Information supplied -
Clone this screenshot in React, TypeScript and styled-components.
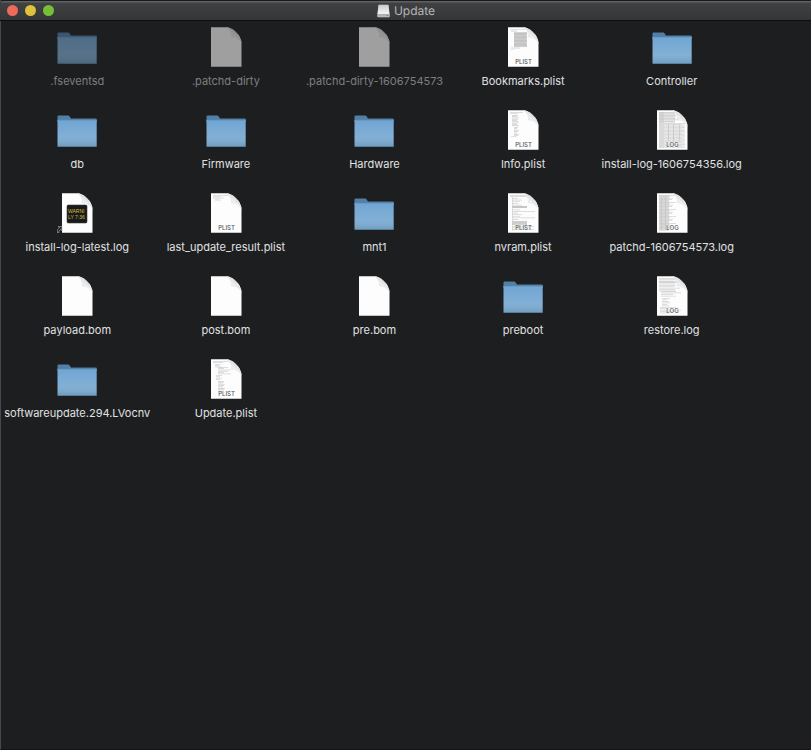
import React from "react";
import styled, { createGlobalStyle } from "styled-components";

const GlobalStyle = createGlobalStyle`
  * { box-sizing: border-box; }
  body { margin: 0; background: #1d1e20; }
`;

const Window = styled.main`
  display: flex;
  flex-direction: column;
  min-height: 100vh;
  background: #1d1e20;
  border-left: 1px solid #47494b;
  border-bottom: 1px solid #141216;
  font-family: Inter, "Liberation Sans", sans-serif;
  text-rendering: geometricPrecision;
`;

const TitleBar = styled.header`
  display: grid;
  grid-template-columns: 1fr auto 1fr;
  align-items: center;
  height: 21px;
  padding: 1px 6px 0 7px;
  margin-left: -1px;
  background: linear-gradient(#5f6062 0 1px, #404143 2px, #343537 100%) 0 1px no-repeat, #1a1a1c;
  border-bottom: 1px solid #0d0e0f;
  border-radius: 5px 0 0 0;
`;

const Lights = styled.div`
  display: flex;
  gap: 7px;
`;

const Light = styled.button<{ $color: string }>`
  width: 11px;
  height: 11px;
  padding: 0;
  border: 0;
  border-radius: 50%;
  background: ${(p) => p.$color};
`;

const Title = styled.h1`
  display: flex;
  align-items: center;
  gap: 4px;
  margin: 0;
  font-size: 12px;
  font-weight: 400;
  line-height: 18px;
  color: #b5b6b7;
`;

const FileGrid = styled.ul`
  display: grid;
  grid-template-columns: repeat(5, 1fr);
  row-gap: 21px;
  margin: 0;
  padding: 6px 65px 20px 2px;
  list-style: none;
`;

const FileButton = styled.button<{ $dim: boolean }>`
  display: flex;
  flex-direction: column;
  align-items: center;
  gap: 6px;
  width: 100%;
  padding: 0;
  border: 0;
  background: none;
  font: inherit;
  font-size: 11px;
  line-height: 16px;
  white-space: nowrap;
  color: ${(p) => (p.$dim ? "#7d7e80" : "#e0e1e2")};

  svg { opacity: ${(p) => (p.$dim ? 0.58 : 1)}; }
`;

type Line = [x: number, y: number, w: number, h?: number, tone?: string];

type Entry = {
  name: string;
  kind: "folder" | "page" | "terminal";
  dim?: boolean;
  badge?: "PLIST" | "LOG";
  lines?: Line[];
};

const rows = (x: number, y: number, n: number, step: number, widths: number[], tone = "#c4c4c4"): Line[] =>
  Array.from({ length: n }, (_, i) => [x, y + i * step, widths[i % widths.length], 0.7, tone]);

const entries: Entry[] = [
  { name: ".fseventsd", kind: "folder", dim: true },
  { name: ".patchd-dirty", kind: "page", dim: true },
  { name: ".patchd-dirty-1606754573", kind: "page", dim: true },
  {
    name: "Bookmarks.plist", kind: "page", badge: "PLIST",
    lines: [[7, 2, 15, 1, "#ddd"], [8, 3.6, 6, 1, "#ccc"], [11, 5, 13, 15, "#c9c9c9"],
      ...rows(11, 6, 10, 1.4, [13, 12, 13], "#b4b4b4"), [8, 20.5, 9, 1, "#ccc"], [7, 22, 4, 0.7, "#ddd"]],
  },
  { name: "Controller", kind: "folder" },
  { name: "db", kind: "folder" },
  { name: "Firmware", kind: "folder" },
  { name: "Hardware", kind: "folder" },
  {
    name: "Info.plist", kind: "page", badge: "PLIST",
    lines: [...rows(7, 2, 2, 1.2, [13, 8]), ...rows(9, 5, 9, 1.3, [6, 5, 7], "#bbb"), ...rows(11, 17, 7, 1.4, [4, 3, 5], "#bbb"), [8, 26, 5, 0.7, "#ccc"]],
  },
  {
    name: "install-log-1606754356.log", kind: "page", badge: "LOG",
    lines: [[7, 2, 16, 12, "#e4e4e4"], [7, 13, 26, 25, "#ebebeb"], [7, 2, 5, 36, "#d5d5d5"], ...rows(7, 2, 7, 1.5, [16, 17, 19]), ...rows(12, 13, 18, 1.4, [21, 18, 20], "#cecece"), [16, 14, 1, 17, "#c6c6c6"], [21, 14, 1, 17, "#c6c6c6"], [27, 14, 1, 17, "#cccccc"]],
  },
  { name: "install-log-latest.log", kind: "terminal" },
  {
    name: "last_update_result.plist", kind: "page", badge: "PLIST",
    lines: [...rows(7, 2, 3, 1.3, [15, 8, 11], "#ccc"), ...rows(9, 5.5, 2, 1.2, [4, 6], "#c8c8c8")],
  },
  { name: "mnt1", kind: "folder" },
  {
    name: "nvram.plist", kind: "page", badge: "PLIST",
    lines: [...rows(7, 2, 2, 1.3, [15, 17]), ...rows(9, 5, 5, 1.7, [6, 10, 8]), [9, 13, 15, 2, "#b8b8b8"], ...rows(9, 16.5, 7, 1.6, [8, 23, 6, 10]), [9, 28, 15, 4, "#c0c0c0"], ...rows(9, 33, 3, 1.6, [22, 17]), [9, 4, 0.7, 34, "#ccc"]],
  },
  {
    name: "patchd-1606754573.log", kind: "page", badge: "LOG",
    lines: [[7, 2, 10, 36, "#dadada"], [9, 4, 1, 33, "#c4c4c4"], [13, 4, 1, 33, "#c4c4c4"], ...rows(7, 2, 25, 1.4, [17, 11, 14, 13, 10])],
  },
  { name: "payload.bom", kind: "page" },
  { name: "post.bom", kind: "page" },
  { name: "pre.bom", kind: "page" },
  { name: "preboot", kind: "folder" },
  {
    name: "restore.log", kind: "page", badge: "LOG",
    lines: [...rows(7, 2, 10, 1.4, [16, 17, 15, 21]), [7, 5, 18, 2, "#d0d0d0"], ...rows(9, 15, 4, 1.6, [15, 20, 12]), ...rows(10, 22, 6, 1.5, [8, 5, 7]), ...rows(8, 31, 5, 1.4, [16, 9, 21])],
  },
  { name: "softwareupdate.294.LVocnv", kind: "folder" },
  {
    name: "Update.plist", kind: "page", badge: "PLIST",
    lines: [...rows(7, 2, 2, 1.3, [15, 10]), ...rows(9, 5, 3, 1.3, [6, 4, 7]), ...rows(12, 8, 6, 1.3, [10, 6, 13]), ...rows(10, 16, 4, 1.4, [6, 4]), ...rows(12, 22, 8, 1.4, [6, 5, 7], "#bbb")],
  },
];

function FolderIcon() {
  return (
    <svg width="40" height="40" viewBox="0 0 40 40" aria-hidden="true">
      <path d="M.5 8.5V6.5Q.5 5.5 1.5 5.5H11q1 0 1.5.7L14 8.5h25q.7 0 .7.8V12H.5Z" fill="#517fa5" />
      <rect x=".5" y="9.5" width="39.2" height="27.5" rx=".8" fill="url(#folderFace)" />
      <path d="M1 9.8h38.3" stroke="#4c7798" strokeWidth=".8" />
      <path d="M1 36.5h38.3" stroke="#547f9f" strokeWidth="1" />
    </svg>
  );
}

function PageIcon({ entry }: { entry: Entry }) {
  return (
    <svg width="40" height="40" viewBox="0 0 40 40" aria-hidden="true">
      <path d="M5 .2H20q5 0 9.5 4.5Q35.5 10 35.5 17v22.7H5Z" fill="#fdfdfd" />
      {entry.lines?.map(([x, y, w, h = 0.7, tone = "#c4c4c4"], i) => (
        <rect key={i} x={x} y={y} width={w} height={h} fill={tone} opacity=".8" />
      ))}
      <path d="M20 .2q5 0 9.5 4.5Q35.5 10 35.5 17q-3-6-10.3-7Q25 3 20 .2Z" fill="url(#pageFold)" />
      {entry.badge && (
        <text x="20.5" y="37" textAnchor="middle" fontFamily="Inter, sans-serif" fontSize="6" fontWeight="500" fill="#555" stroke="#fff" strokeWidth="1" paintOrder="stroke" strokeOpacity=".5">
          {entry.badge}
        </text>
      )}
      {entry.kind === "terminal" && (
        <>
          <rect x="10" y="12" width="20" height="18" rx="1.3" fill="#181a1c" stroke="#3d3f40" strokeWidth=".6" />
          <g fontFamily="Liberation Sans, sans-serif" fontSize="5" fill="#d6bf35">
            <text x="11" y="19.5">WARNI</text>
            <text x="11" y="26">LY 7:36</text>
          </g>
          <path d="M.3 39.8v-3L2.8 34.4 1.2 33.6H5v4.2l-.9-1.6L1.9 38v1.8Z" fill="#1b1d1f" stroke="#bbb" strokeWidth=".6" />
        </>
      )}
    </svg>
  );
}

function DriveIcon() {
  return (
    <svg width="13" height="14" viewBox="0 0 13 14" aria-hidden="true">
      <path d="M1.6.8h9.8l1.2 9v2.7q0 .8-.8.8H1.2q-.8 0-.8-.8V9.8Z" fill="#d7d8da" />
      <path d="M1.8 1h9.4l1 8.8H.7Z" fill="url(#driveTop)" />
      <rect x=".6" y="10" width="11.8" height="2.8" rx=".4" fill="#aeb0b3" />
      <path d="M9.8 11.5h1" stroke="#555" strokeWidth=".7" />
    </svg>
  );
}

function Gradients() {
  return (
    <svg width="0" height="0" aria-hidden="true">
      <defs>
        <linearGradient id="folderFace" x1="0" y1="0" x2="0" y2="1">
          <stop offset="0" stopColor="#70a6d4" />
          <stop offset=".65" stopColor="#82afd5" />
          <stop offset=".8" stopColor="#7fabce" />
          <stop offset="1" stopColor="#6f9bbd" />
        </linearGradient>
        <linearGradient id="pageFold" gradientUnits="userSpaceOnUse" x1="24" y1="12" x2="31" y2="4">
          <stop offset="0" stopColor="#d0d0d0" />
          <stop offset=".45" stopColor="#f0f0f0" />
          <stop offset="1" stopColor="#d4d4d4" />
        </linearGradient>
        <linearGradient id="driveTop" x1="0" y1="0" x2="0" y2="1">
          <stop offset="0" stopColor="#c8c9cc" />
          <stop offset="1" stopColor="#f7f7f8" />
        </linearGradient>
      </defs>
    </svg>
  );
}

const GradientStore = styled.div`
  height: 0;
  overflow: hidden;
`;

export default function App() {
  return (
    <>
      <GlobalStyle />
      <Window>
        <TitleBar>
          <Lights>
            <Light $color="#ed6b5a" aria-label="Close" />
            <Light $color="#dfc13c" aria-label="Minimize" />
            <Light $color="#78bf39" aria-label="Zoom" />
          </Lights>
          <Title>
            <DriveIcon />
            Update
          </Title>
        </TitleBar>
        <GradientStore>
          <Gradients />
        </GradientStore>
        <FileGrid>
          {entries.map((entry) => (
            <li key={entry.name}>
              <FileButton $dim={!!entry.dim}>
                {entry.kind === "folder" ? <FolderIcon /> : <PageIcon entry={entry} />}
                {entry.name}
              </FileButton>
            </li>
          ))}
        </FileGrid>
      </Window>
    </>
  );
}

Task brief - Search the lines for the word "components" and report how many contain it, by number only.

Written solution - 2